I think my dream was sparked by a fellow blogger’s post that struck a chord with me, Lisa’s post, The Line Between, on her blog Woman Wielding Words. About how things seem to connect us with looping, repeating, invisible lines, like a web of sorts.  Within the collective unconscious and woven into our deepest dreams, I can see this is true.

After my red thread dream, I am beginning to see more clearly and understand the patterns in life we all must face, learn from and resolve. The most painful and raw of our emotions tend to follow us, no matter how hard we try to shake them loose by avoiding them or running away. Our relationships with each other (and with ourselves) are a direct result of how we deal with these innermost fears and demons.  Some believe that these deeply ingrained patterns in our relationships can go back into other previous lifetimes. Perhaps they are replayed time and again until we make the decision to choose a different path and therefore finally achieve a positive outcome.

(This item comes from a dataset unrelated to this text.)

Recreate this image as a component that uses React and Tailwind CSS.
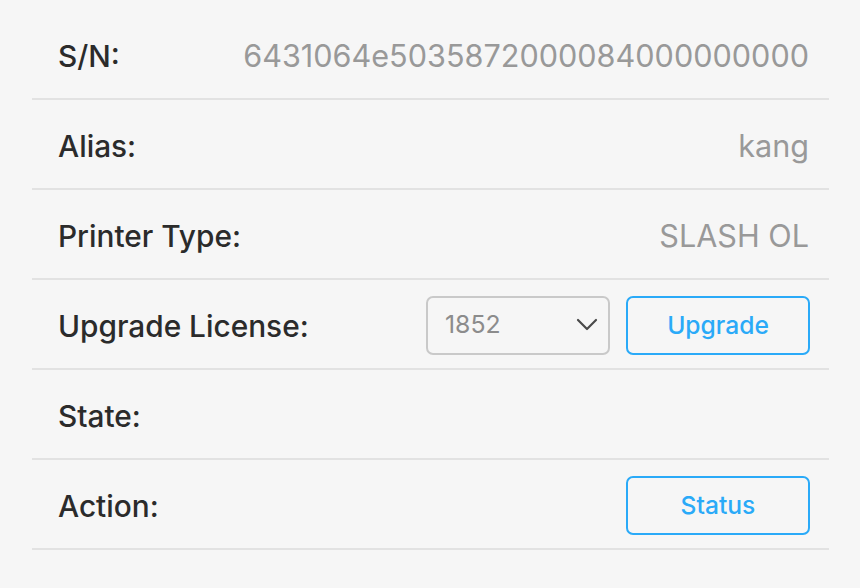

My mother and I have had a tumultuous relationship our entire lives. It seems we keep pushing each others’ buttons until we both grow weary and bitter. Yet, we keep doing it. Why? Can’t I see that things won’t change if I choose this old path? Fear keeps me from trying something new. Our old habits may be destructive, yet we oddly feel they’re comforting. What if I approached my mother in a different way? What if I allowed myself to see things from her perspective and allow those old feelings of bitterness and resentment wash over me and drip away, releasing their grip? What if I broke that red thread that binds us? What if I chose to be free?

Actually, we have no problems                 
we have opportunities for which we should give thanks…
An error we refuse to correct has many lives.
It takes courage to face one’s own shortcomings
and wisdom to do something about them.